Since the Alt-right was formulated by people who support white ethno-centrality, it should be defined as a group of people furthering white nationality rather than be associated with any other ideology. The Alt-right’s in dictionary definition has many great aspects to it, but it simply doesn’t do the term justice. In the Merriam-webster dictionary as well as many others define the Alt-right as a group of people rejecting mainstream conservatism and espouse extremist beliefs “typically centered on ideas of white nationalism” (“Alt-right”, Merriam Webster). The rejecting of mainstream conservatism makes sense in this definition, but I think it’s a much bigger part of the definition than it should be. While it is true that the alt-right rejects conservatives, they still lean towards conservatism and libertarianism on policies. More importantly, I believe the definition should mainly rely on the notion that the alt-right believe in white ethno centrality on all issues. Most recently, in the Alt-right blog, they claimed that the Las Vegas shooter who killed more than 50 people today did so because he was dating an Indonesian woman (“Las Vegas Shootings”, Law) . They truly desire to get rid of all minority cultures in favor of Western and European culture. They believe that history shows that European and Western culture dominates all other culture and that America was founded on that culture. Moreover, in my own experience interacting with the alt-right through their main anonymous chatting server on Discord (before they were banned), they clearly underscore that they discriminate non-whites. In their Rules section, you had to submit a photo of yourself to prove that you are white to join the member channels. Thus, since the people who take ownership of the term Alt-right are clearly focused mainly on eradicating other cultures in favor of white nationality, the definition should clearly underscore that.

The way the Alt-right term is used in media is not an accurate representation and should be defined the way online communities on the internet have used it. The Alt-right term has exploded and has been portrayed in media in a variety of ways. Recently, on CNN or any polarizing left leaning media outlet, one can see pundits labeling conservatives like Ben Shapiro when he opposed as an Alt-right member in an attempt to discredit his conservative beliefs. One interesting test case in which the Alt-right term has been used is in the election campaign when Hillary Clinton discredited the Alt-right and underscored that Donald Trump should refute them as supporters. She used the term Alt-right as a tool to cast a big veil to cast a large base of supporters for Donald Trump as racist. Thus, the use of the Alt-right term has slowly transformed as a buzzword similar to the word “racist”. Whenever someone calls someone the “Alt-right”, they quickly deny it unless he or she is a white supremacist such as Richard Spencer. Since the term Alt-right has so much negative connotation and association with racial discrimination and white nationality, the term is used to discredit conservative ideas while signaling to viewers that the accused Alt-right person is a racist. This use of the term is often unfair and creates an easy way to group all conservatives as racist basically. More importantly, the way the media uses the term Alt-right ultimates serves precedent for conservative media outlets to use other extremist terms to cast liberals in a bad light such as “Antifa”. By not defining the alt-right as clearly a group of anti-establishment as people who favor ideologies only supporting white ideals, the Alt-right term will be used a wide net to describe angry conservatives or Trump supporters which is unfair.

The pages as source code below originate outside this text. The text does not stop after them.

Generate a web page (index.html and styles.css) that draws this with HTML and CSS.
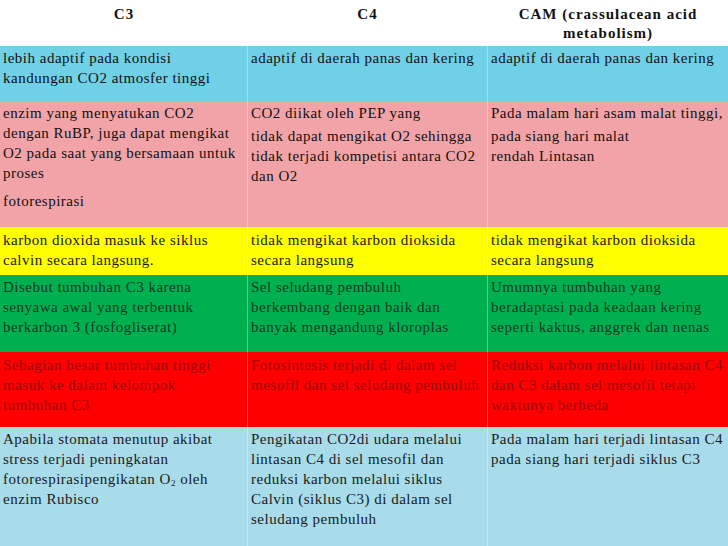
FILE: index.html
```html
<!DOCTYPE html>
<html>
<head>
<meta charset="utf-8">
<link rel="stylesheet" href="styles.css">
</head>
<body>
<div class="table">
  <div class="cell head">C3</div>
  <div class="cell head">C4</div>
  <div class="cell head">CAM (crassulacean acid<br>metabolism)</div>

  <div class="cell r1">lebih adaptif pada kondisi<br>kandungan CO2 atmosfer tinggi</div>
  <div class="cell r1">adaptif di daerah panas dan kering</div>
  <div class="cell r1">adaptif di daerah panas dan kering</div>

  <div class="cell r2"><p>enzim yang menyatukan CO2<br>dengan RuBP, juga dapat mengikat<br>O2 pada saat yang bersamaan untuk<br>proses</p><p class="gap wide">fotorespirasi</p></div>
  <div class="cell r2"><p>CO2 diikat oleh PEP yang</p><p class="gap">tidak dapat mengikat O2 sehingga<br>tidak terjadi kompetisi antara CO2<br>dan O2</p></div>
  <div class="cell r2"><p>Pada malam hari asam malat tinggi,</p><p class="gap">pada siang hari malat<br>rendah Lintasan</p></div>

  <div class="cell r3">karbon dioxida masuk ke siklus<br>calvin secara langsung.</div>
  <div class="cell r3">tidak mengikat karbon dioksida<br>secara langsung</div>
  <div class="cell r3">tidak mengikat karbon dioksida<br>secara langsung</div>

  <div class="cell r4">Disebut tumbuhan C3 karena<br>senyawa awal yang terbentuk<br>berkarbon 3 (fosfogliserat)</div>
  <div class="cell r4">Sel seludang pembuluh<br>berkembang dengan baik dan<br>banyak mengandung kloroplas</div>
  <div class="cell r4">Umumnya tumbuhan yang<br>beradaptasi pada keadaan kering<br>seperti kaktus, anggrek dan nenas</div>

  <div class="cell r5">Sebagian besar tumbuhan tinggi<br>masuk ke dalam kelompok<br>tumbuhan C3</div>
  <div class="cell r5">Fotosintesis terjadi di dalam sel<br>mesofil dan sel seludang pembuluh</div>
  <div class="cell r5">Reduksi karbon melalui lintasan C4<br>dan C3 dalam sel mesofil tetapi<br>waktunya berbeda</div>

  <div class="cell r6">Apabila stomata menutup akibat<br>stress terjadi peningkatan<br>fotorespirasipengikatan O<sub>2</sub> oleh<br>enzim Rubisco</div>
  <div class="cell r6">Pengikatan CO2di udara melalui<br>lintasan C4 di sel mesofil dan<br>reduksi karbon melalui siklus<br>Calvin (siklus C3) di dalam sel<br>seludang pembuluh</div>
  <div class="cell r6">Pada malam hari terjadi lintasan C4<br>pada siang hari terjadi siklus C3</div>
</div>
</body>
</html>
```

FILE: styles.css
```css
html, body {
  margin: 0;
  padding: 0;
  background: #ffffff;
}
body {
  width: 728px;
  height: 546px;
  overflow: hidden;
  font-family: "Liberation Serif", "Times New Roman", serif;
  font-size: 15px;
  letter-spacing: 0.5px;
  color: #111;
}
.table {
  display: grid;
  grid-template-columns: 247px 240px 241px;
  grid-template-rows: 46px 55px 126px 48px 77px 75px 130px;
}
.cell {
  padding: 2px 2px 0 3px;
  line-height: 20px;
  white-space: nowrap;
  border-left: 1px solid rgba(255, 255, 255, 0.35);
}
.cell:nth-child(3n+1) {
  border-left: none;
}
.cell p {
  margin: 0;
}
.cell p.gap {
  margin-top: 3px;
}
.cell p.gap.wide {
  margin-top: 8px;
}
.head {
  text-align: center;
  font-weight: bold;
  letter-spacing: 1px;
  line-height: 19px;
  padding-top: 5px;
  border-left: none;
  color: #111;
}
.r1 { background: #70d0e6; color: #111; }
.r2 { background: #f2a3a7; color: #111; }
.r3 { background: #ffff00; color: #1a1a00; padding-top: 3px; }
.r4 { background: #00b050; color: #0d3a1c; }
.r5 { background: #ff0000; color: #9a0808; padding-top: 3px; }
.r6 { background: #a8dcea; color: #1a1a1a; }
sub {
  font-size: 9px;
  line-height: 0;
  vertical-align: -2px;
}
```
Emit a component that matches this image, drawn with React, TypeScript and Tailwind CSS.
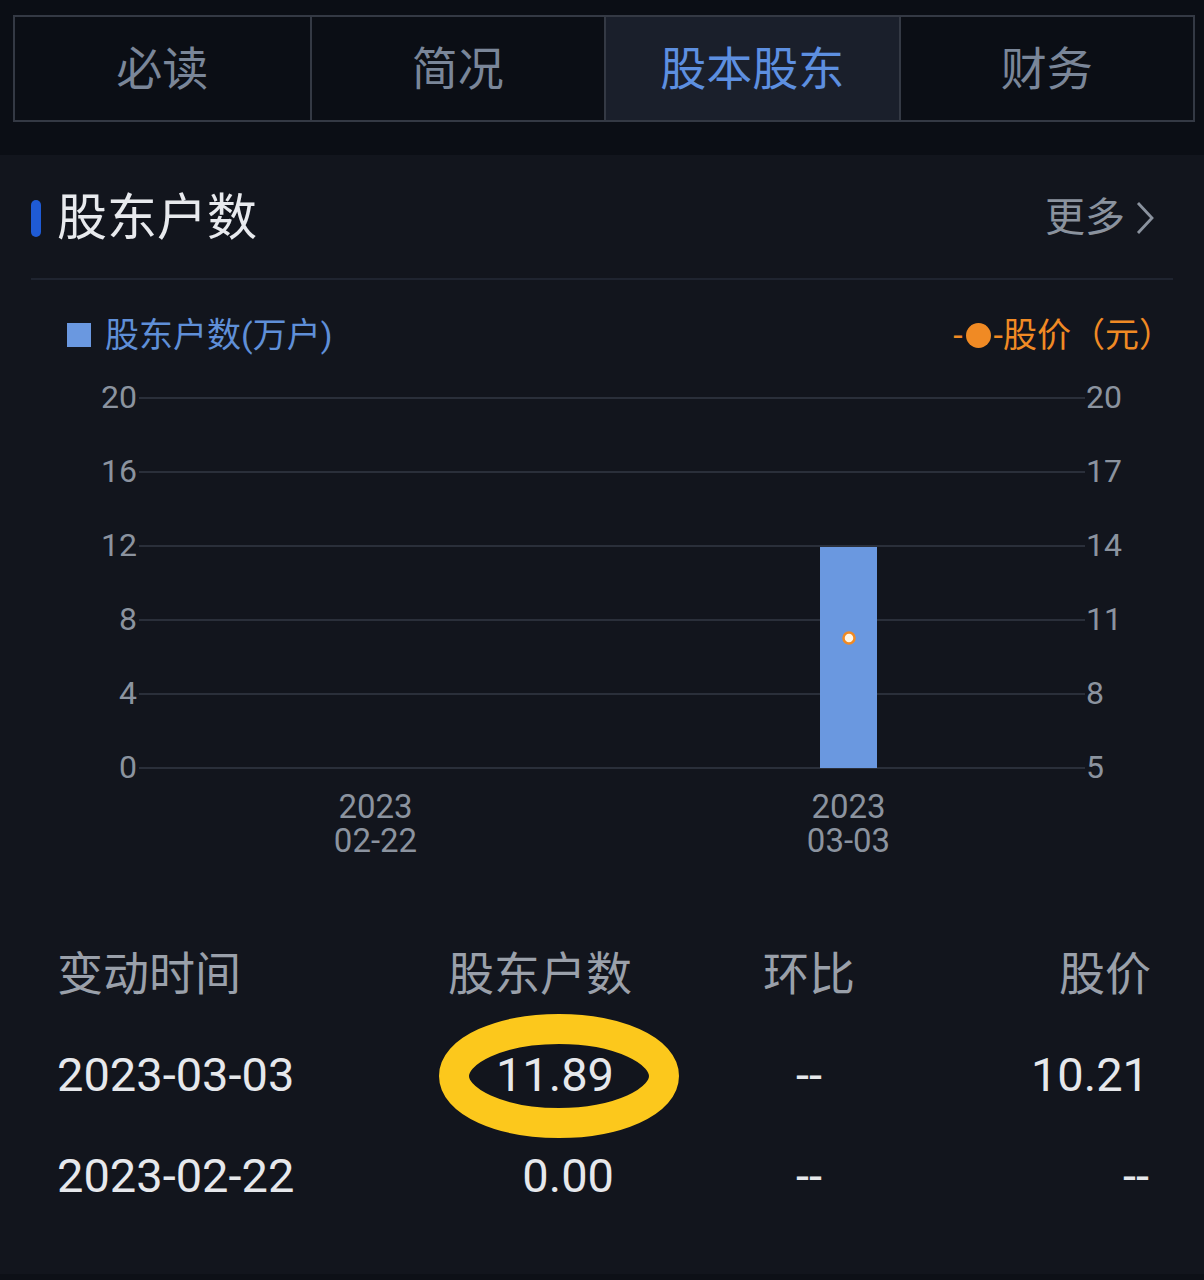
import React from 'react';

const font = { fontFamily: "Roboto, 'Noto Sans CJK SC', sans-serif" };

const tabs = ['必读', '简况', '股本股东', '财务'];

const leftTicks = [20, 16, 12, 8, 4, 0];
const rightTicks = [20, 17, 14, 11, 8, 5];

const rows = [
  { date: '2023-03-03', count: '11.89', ratio: '--', price: '10.21', mark: true },
  { date: '2023-02-22', count: '0.00', ratio: '--', price: '--', mark: false },
];

const Chart = () => {
  // svg y = page y - 353
  const gridY = [46, 120, 194, 268, 342, 416];
  return (
    <div>
      <svg width={1204} height={438} viewBox="0 0 1204 438" className="block" style={font}>
        {gridY.map((y, i) => (
          <g key={i}>
            <line x1={139} x2={1085} y1={y} y2={y} stroke="#2a2f3a" strokeWidth={2} />
            <text x={137} y={y + 10} textAnchor="end" fontSize={32} fill="#8b939f">
              {leftTicks[i]}
            </text>
            <text x={1086} y={y + 10} textAnchor="start" fontSize={32} fill="#8b939f">
              {rightTicks[i]}
            </text>
          </g>
        ))}
        <rect x={820} y={195} width={57} height={221} fill="#6a98e0" />
        <circle cx={849} cy={286} r={5.5} fill="#fff6e6" stroke="#f08a24" strokeWidth={2.5} />
      </svg>
      <div className="grid grid-cols-2 ml-[139px] w-[946px] text-[33px] leading-[34px] text-[#8b939f]">
        <div className="text-center">
          <div>2023</div>
          <div>02-22</div>
        </div>
        <div className="text-center">
          <div>2023</div>
          <div>03-03</div>
        </div>
      </div>
    </div>
  );
};

export default function App() {
  return (
    <div className="w-[1204px] h-[1280px] bg-[#12151d] overflow-hidden" style={font}>
      {/* tabs */}
      <div className="h-[155px] bg-[#0b0e15] pt-[15px] pl-[13px] pr-[9px]">
        <div className="grid grid-cols-4 h-[107px] border-2 border-[#343944]">
          {tabs.map((t, i) => (
            <div
              key={t}
              className={`flex items-center justify-center text-[46px] leading-none ${
                i > 0 ? 'border-l-2 border-[#343944]' : ''
              } ${i === 2 ? 'bg-[#1a1f2b] text-[#5d8fe0]' : 'text-[#7a8699]'}`}
            >
              {t}
            </div>
          ))}
        </div>
      </div>

      {/* section header */}
      <div className="mx-[31px] h-[125px] border-b-2 border-[#1f2430] flex items-center justify-between pt-[3px]">
        <div className="flex items-center">
          <div className="w-[10px] h-[37px] rounded-full bg-[#1f5bd5]" />
          <div className="ml-[16px] text-[50px] leading-none text-[#e8eaee]">股东户数</div>
        </div>
        <div className="flex items-center gap-[10px] text-[40px] leading-none text-[#8a929e] mr-[18px]">
          <span>更多</span>
          <svg width={20} height={36} viewBox="0 0 20 36">
            <polyline points="3,3 17,18 3,33" fill="none" stroke="#8a929e" strokeWidth={2.8} />
          </svg>
        </div>
      </div>

      {/* legend */}
      <div className="mt-[38px] h-[34px] pl-[67px] pr-[31px] flex items-center justify-between text-[34px] leading-none">
        <div className="flex items-center text-[#5f8fd8]">
          <span className="w-[24px] h-[24px] bg-[#6a98e0] mr-[14px]" />
          <span>股东户数(万户)</span>
        </div>
        <div className="flex items-center text-[#f08a24]">
          <span>-</span>
          <span className="w-[25px] h-[25px] rounded-full bg-[#f08a24] mx-[3px]" />
          <span>-股价（元）</span>
        </div>
      </div>

      <Chart />

      {/* table */}
      <div className="pt-[65px] pl-[57px] pr-[53px]">
        <div className="flex h-[101px] items-center text-[46px] leading-none text-[#9aa0aa]">
          <div className="w-[343px]">变动时间</div>
          <div className="w-[232px] text-right">股东户数</div>
          <div className="w-[354px] text-center">环比</div>
          <div className="w-[165px] text-right">股价</div>
        </div>
        {rows.map((r) => (
          <div key={r.date} className="flex h-[101px] items-center text-[47px] leading-none text-[#e6e8ec]">
            <div className="w-[343px]">{r.date}</div>
            <div className="w-[232px] text-right pr-[18px] relative self-stretch flex items-center justify-end">
              {r.mark && (
                <svg
                  width={240}
                  height={124}
                  viewBox="0 0 240 124"
                  className="absolute left-[39px] top-[-10px] pointer-events-none"
                >
                  <ellipse cx={120} cy={62} rx={105} ry={47} fill="none" stroke="#fcc81c" strokeWidth={30} />
                </svg>
              )}
              <span className="relative">{r.count}</span>
            </div>
            <div className="w-[354px] text-center">{r.ratio}</div>
            <div className="w-[165px] text-right pr-[2px]">{r.price}</div>
          </div>
        ))}
      </div>
      <div className="h-[48px]" />
      <div className="h-[6px] bg-[#0d1017]" />
    </div>
  );
}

The Alt-right term shouldn’t be defined similarly to a political ideology like conservatism because people who take ownership of the term mainly only focus about race in policies. When looking and watching interviews with people who are proudly in the alt-right, one can see that they have no clear unifying messages when it comes to economic policies. They all seem to just be angry at non-whites and thus complain about policies that seem to eliminate white culture. For example, the “Unite the Right” rally in Charlottesville stemmed from the anger of statues of confederate soldiers being taken down. Similarly, there have been protests against removing the Confederate flag in government buildings. More importantly, Alt-righters rarely talk about economic policies and their thoughts on improving American infrastructure without blaming non-whites. Even people who have contributed to the mainstream use of the term Alt-right such as the anti-establishment conservative news site Brietbart don’t align with it anymore, citing their racist ideologies. Thus, the definition of the Alt-right should be mainly about white nationalism and should incorporate their beliefs of discriminating non-whites. By not including this in the definitions, people who are truly in the alt-right will not be viewed as racist but rather anti-establishment which they really aren’t and ultimately harms that conservative movement.

The inclusion of conservatism in the alt-right definition harms the conservative ideology and casts many conservatives as racists which is unfair. The Alt-right term is rarely taken by conservatives. Even the most outspoken, anti-establishment conservatives like Milo Yiannopoulos reject the term Alt-right to describe their ideas. Even conservatives who are against mainstream conservatism don’t align with the alt-right term. Thus, I feel that it is unfair to define the Alt-right as people who are against mainstream conservatism when in reality the Alt-right are just people who are frustrated by the state of America and believe that white culture is disappearing and believes that that is ultimately harming for America. The people that identify with the alt-right often dwell on anonymous platforms such as their blogging platforms and anonymous communication platforms like Discord. When looking at their conversations, one can see that they don’t really care about conservative policies like a smaller government and tax cuts but rather focus on policies which kick out undocumented immigrants or limits non-whites from coming to America. They all are shunned by most reputable conservatives and should be. Thus, I think it’s disingenuous to include conservatism in the Alt-right definition and also believe that the anti-establishment part of the definition should not be underscored so much. The people who are in the Alt-right movement solely care about white nationality and it’s use in policies.

The Alt-right term should defined mainly and solely as people who favor for white nationality instead of defined along the lines of anti-establishment ideals and white nationality. By including conservatism or associating it with the anti-establishment movement, it harms those valid ideas and associates those viewpoints with truly racist people. With the alt-right term being used a lot in the mainstream now, one must be careful in using it. It is an easy way to discredit and reject conservatives who are anti-establishment as racist. Defining the Alt-right term in the light of anti-establishment conservatism has and will ultimately pave the way for liberal opponents to cast liberalism as “Antifa”, thus creating an easy way to describe the liberal movements as violent and thus discrediting it.

Works Cited:

  • Law, Vincent. “The Las Vegas Shooting.” AltRight.com, AltRight, 3 Oct. 2017, altright.com/2017/10/02/the-las-vegas-shooting/. Accessed 3 Oct. 2017.
  • “Alt-right.” Merriam-Webster.com. Merriam-Webster, n.d. Web. 3 Oct. 2017.